It is always a good time to think about, to read, and now to watch Abraham Joshua Heschel. There is even a better reason now. There is a new film, just out from Journey Films, directed and produced by Martin Doblmeier, Spiritual Audacity: The Abraham Joshua Heschel Story.
“What manner of man is the prophet?,” asks Abraham Joshua Heschel, in the opening words of his 1962 masterwork The Prophets. Heschel tells us. The prophet has an acute sensitivity to evil. Acts that others might dismiss with a shrug, or explain away as the dog-eat-dog way of the world, incite the full fury of their indignation at what Heschel calls “the secret obscenity of sheer unfairness.” This the prophet feels fiercely, a sensitivity to evil that is a divine illness. They know that God has placed a burden on their shoulders, and thrust a coal into their mouths. The prophet feels the pathos of God, and becomes its vessel. The prophet is an iconoclast, a breaker of images, a seeker of holiness who has no patience or tolerance for its feigned imitations or facsimiles, an unwelcome guest in the Temple. The prophet decries evil and the pollution of the divine word, but is aware that to castigate only the wicked lets everyone else off the hook, and in Heschel’s famous words, “few are guilty, all are responsible.” All misdemeanors become felonies. But in this refusal to accept gradations of accountability they are insisting on our linked fates, that God is less interested in the fate of individuals than our collectivities, our communities, cities, and nations. Prophets are bringers of both comfort and wrath. And so while prophets are not sentimental, they are compassionate, recognizing human shortcomings and limitations, and that because of this, our shared fate will never eliminate desperation and suffering.
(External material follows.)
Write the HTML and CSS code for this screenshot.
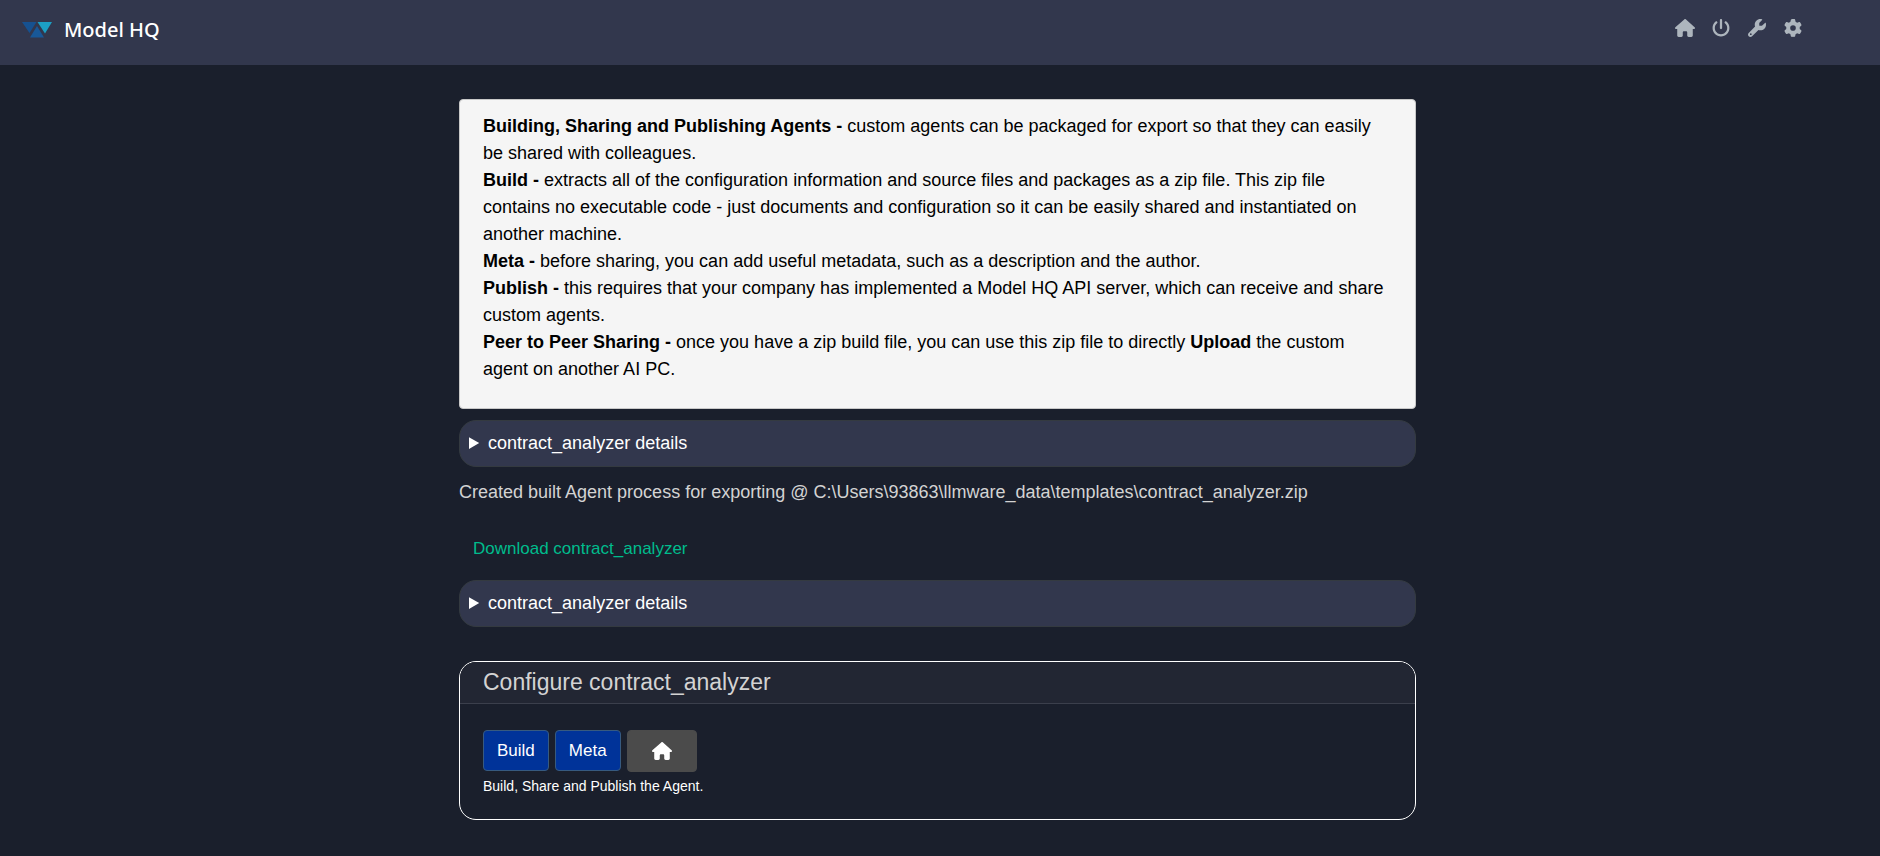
FILE: index.html
```
<!DOCTYPE html>
<html lang="en">
<head>
<meta charset="utf-8">
<meta name="viewport" content="width=device-width, initial-scale=1">
<title>Model HQ</title>
<link rel="stylesheet" href="styles.css">
</head>
<body>
<svg class="sprite" aria-hidden="true">
  <symbol id="house" viewBox="0 0 576 512"><path d="M575.8 255.5c0 18-15 32.1-32 32.1l-32 0 .7 160.2c0 2.7-.2 5.4-.5 8.1l0 16.2c0 22.1-17.9 40-40 40l-16 0c-1.1 0-2.2 0-3.3-.1c-1.4 .1-2.8 .1-4.2 .1L416 512l-24 0c-22.1 0-40-17.9-40-40l0-24 0-64c0-17.7-14.3-32-32-32l-64 0c-17.7 0-32 14.3-32 32l0 64 0 24c0 22.1-17.9 40-40 40l-24 0-31.9 0c-1.5 0-3-.1-4.5-.2c-1.2 .1-2.4 .2-3.6 .2l-16 0c-22.1 0-40-17.9-40-40l0-112c0-.9 0-1.9 .1-2.8l0-69.7-32 0c-18 0-32-14-32-32.1c0-9 3-17 10-24L266.4 8c7-7 15-8 22-8s15 2 21 7L564.8 231.5c8 7 12 15 11 24z"/></symbol>
  <symbol id="power" viewBox="0 0 512 512"><path d="M288 32c0-17.7-14.3-32-32-32s-32 14.3-32 32V256c0 17.7 14.3 32 32 32s32-14.3 32-32V32zM143.5 120.6c13.6-11.3 15.4-31.5 4.1-45.1s-31.5-15.4-45.1-4.1C49.7 115.4 16 181.8 16 256c0 132.5 107.5 240 240 240s240-107.5 240-240c0-74.2-33.8-140.6-86.6-184.6c-13.6-11.3-33.8-9.4-45.1 4.1s-9.4 33.8 4.1 45.1c38.9 32.3 63.5 81 63.5 135.4c0 97.2-78.8 176-176 176s-176-78.8-176-176c0-54.4 24.7-103.1 63.5-135.4z"/></symbol>
  <symbol id="wrench" viewBox="0 0 512 512"><path d="M352 320c88.4 0 160-71.6 160-160c0-15.3-2.2-30.1-6.2-44.2c-3.1-10.8-16.4-13.2-24.3-5.3l-76.8 76.8c-3 3-7.1 4.7-11.3 4.7H336c-8.8 0-16-7.2-16-16V118.6c0-4.2 1.7-8.3 4.7-11.3l76.8-76.8c7.9-7.9 5.4-21.2-5.3-24.3C382.1 2.2 367.3 0 352 0C263.6 0 192 71.6 192 160c0 19.1 3.4 37.5 9.5 54.5L19.9 396.1C7.2 408.8 0 426.1 0 444.1C0 481.6 30.4 512 67.9 512c18 0 35.3-7.2 48-19.9L297.5 310.5c17 6.2 35.4 9.5 54.5 9.5zM80 408a24 24 0 1 1 0 48 24 24 0 1 1 0-48z"/></symbol>
  <symbol id="gear" viewBox="0 0 512 512"><path d="M495.9 166.6c3.2 8.7 .5 18.4-6.4 24.6l-43.3 39.4c1.1 8.3 1.7 16.8 1.7 25.4s-.6 17.1-1.7 25.4l43.3 39.4c6.9 6.2 9.6 15.9 6.4 24.6c-4.4 11.9-9.7 23.3-15.8 34.3l-4.7 8.1c-6.6 11-14 21.4-22.1 31.2c-5.9 7.2-15.7 9.6-24.5 6.8l-55.7-17.7c-13.4 10.3-28.2 18.9-44 25.4l-12.5 57.1c-2 9.1-9 16.3-18.2 17.8c-13.8 2.3-28 3.5-42.5 3.5s-28.7-1.2-42.5-3.5c-9.2-1.5-16.2-8.7-18.2-17.8l-12.5-57.1c-15.8-6.5-30.6-15.1-44-25.4L83.1 425.9c-8.8 2.8-18.6 .3-24.5-6.8c-8.1-9.8-15.5-20.2-22.1-31.2l-4.7-8.1c-6.1-11-11.4-22.4-15.8-34.3c-3.2-8.7-.5-18.4 6.4-24.6l43.3-39.4C64.6 273.1 64 264.6 64 256s.6-17.1 1.7-25.4L22.4 191.2c-6.9-6.2-9.6-15.9-6.4-24.6c4.4-11.9 9.7-23.3 15.8-34.3l4.7-8.1c6.6-11 14-21.4 22.1-31.2c5.9-7.2 15.7-9.6 24.5-6.8l55.7 17.7c13.4-10.3 28.2-18.9 44-25.4l12.5-57.1c2-9.1 9-16.3 18.2-17.8C227.3 1.2 241.5 0 256 0s28.7 1.2 42.5 3.5c9.2 1.5 16.2 8.7 18.2 17.8l12.5 57.1c15.8 6.5 30.6 15.1 44 25.4l55.7-17.7c8.8-2.8 18.6-.3 24.5 6.8c8.1 9.8 15.5 20.2 22.1 31.2l4.7 8.1c6.1 11 11.4 22.4 15.8 34.3zM256 336a80 80 0 1 0 0-160 80 80 0 1 0 0 160z"/></symbol>
</svg>

<header class="navbar">
  <a class="brand" href="#">
    <svg class="logo" viewBox="0 0 30 16" aria-hidden="true">
      <path class="logo-left" d="M0 0h14.500l-7 11z"/>
      <path class="logo-mid" d="M15 4l7 11.500h-14z"/>
      <path class="logo-right" d="M15.500 0h14.500l-7 11.500z"/>
    </svg>
    <span>Model HQ</span>
  </a>
  <nav class="nav-links" aria-label="Main">
    <a href="#" aria-label="Home"><svg class="icon"><use href="#house"/></svg></a>
    <a href="#" aria-label="Power"><svg class="icon"><use href="#power"/></svg></a>
    <a href="#" aria-label="Tools"><svg class="icon"><use href="#wrench"/></svg></a>
    <a href="#" aria-label="Settings"><svg class="icon"><use href="#gear"/></svg></a>
  </nav>
</header>

<main class="page">
  <section class="info">
    <p><b>Building, Sharing and Publishing Agents -</b> custom agents can be packaged for export so that they can easily be shared with colleagues.</p>
    <p><b>Build -</b> extracts all of the configuration information and source files and packages as a zip file. This zip file contains no executable code - just documents and configuration so it can be easily shared and instantiated on another machine.</p>
    <p><b>Meta -</b> before sharing, you can add useful metadata, such as a description and the author.</p>
    <p><b>Publish -</b> this requires that your company has implemented a Model HQ API server, which can receive and share custom agents.</p>
    <p><b>Peer to Peer Sharing -</b> once you have a zip build file, you can use this zip file to directly <b>Upload</b> the custom agent on another AI PC.</p>
  </section>

  <details class="details">
    <summary>contract_analyzer details</summary>
  </details>

  <p class="status">Created built Agent process for exporting @ C:\Users\93863\llmware_data\templates\contract_analyzer.zip</p>
  <a class="download" href="#">Download contract_analyzer</a>

  <details class="details">
    <summary>contract_analyzer details</summary>
  </details>

  <section class="card">
    <h1 class="card-header">Configure contract_analyzer</h1>
    <div class="card-body">
      <div class="actions">
        <button class="btn btn-primary" type="button">Build</button>
        <button class="btn btn-primary" type="button">Meta</button>
        <button class="btn btn-home" type="button" aria-label="Home"><svg class="icon"><use href="#house"/></svg></button>
      </div>
      <p class="caption">Build, Share and Publish the Agent.</p>
    </div>
  </section>
</main>
</body>
</html>
```
FILE: styles.css
```
* {
  box-sizing: border-box;
}

body {
  margin: 0;
  min-height: 100vh;
  background: #1a1f2c;
  color: #d3d3d3;
  font: 18px/27px "Liberation Sans", Arial, sans-serif;
}

p,
h1 {
  margin: 0;
}

a {
  text-decoration: none;
}

.sprite {
  display: none;
}

.icon {
  display: block;
  width: 20px;
  height: 18px;
  fill: currentColor;
}

.navbar {
  display: flex;
  justify-content: space-between;
  align-items: flex-start;
  height: 65px;
  padding: 16px 77px 0 22px;
  background: #32374d;
}

.brand {
  display: flex;
  align-items: center;
  gap: 12px;
  color: #fff;
  font: 500 20px/27px "Segoe UI", "Noto Sans", sans-serif;
}

.logo {
  width: 30px;
  height: 16px;
}

.logo-left {
  fill: #165190;
}

.logo-mid {
  fill: #185898;
}

.logo-right {
  fill: #1c9fc4;
}

.nav-links {
  display: flex;
  gap: 16px;
  padding-top: 3px;
}

.nav-links a {
  color: #adb5bd;
}

.page {
  max-width: 962px;
  margin: 0 auto;
  padding: 34px 5px 36px 0;
}

.info {
  margin-bottom: 11px;
  padding: 13px 23px 25px;
  border: 1px solid #c8c8c8;
  border-radius: 4px;
  background: #f5f5f5;
  color: #000;
}

.details {
  padding: 9px;
  border: 1px solid #343a40;
  border-radius: 17px;
  background: #32374d;
  color: #fff;
}

.status {
  margin: 12px 0 29px;
}

.download {
  display: block;
  width: fit-content;
  margin: 0 0 18px 14px;
  color: #00bc8c;
  font-size: 17px;
}

.card {
  margin-top: 34px;
  border: 1px solid #fff;
  border-radius: 17px;
  overflow: hidden;
}

.card-header {
  padding: 6px 23px 7px;
  border-bottom: 1px solid #3b3f4c;
  background: #222633;
  font-size: 23px;
  font-weight: 400;
  line-height: 28px;
}

.card-body {
  padding: 26px 23px 21px;
  color: #fff;
}

.actions {
  display: flex;
  align-items: flex-start;
  gap: 6px;
}

.btn {
  height: 41px;
  padding: 0 13px;
  border: 1px solid #375a7f;
  border-radius: 4px;
  color: #fff;
  font: inherit;
  font-size: 17px;
}

.btn-primary {
  background: #003399;
}

.btn-home {
  height: 42px;
  padding: 0 24px;
  border-color: #4b4b4b;
  background: #4b4b4b;
}

.caption {
  margin-top: 2px;
  font-size: 14px;
  line-height: 24px;
}
```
Abraham Joshua Heschel was in the English-speaking world, and in the Jewish world, the most influential writer on the Hebrew prophets of his time. It is probably an occupational hazard of writing about prophets to be considered one. Shortly before Heschel’s death in 1972, in an interview with NBC reporter Carl Stern, he was asked “Well, are you a prophet?” Like all true prophets, he answered in the negative, saying I won’t accept this praise.” What else can a prophet say? If Carl Stern had interviewed Jeremiah or Isaiah, they no doubt would have evaded the question as well. A prophet with too much honor, who is too respected, who is only greeted and treated with reverence is a prophet whose prophetic edge has been dulled and blunted. They can only bring a butter knife to life’s sword fight. A prophet is judged by the enemies they have made.
Let us take Abraham Joshua Heschel at his word. He was not a prophet. But he looked like a prophet, fitting in with the hirsute 60’s with his white mane of hair and flowing wispy beard. And he sounded like a prophet, mixing his war against political and spiritual complacency by speaking of God’s search for humanity and the radical amazement of finding this God, preaching a theology of passion and involvement. And like a prophet, wherever he turned his gaze he found God, and places suffering because of God’s absence. He found God in the Black Freedom Struggle, arms locked with Martin Luther King, Jr in the Selma voting rights march of 1965, which became one of the enduring iconic images of the era. He spoke out in defense of beleaguered Russian Jewry in the Soviet Union and against the American atrocity of the War in Vietnam. And he was a pioneer in interfaith outreach, perhaps most notably in his extended efforts during Vatican II to get the Roman Catholic Church to repudiate its two-thousand-year-old anti-Jewish dogmas. He believed that “no religion is an island” to quote the title of one of his most famous articles. So perhaps he wasn’t a prophet, but as he told Carl Stern, “it is arrogant enough to say that I am a descendant of the prophets, what is called a B’nai Nevi’im.” In the end, I don’t think Heschel cared when he was called. All he wanted to be listened to, with the arrogance of someone who knew that he had something important to say, and with the humbling knowledge that at the same time, he was too frail, too imperfect, and too befuddled a messenger for God’s message.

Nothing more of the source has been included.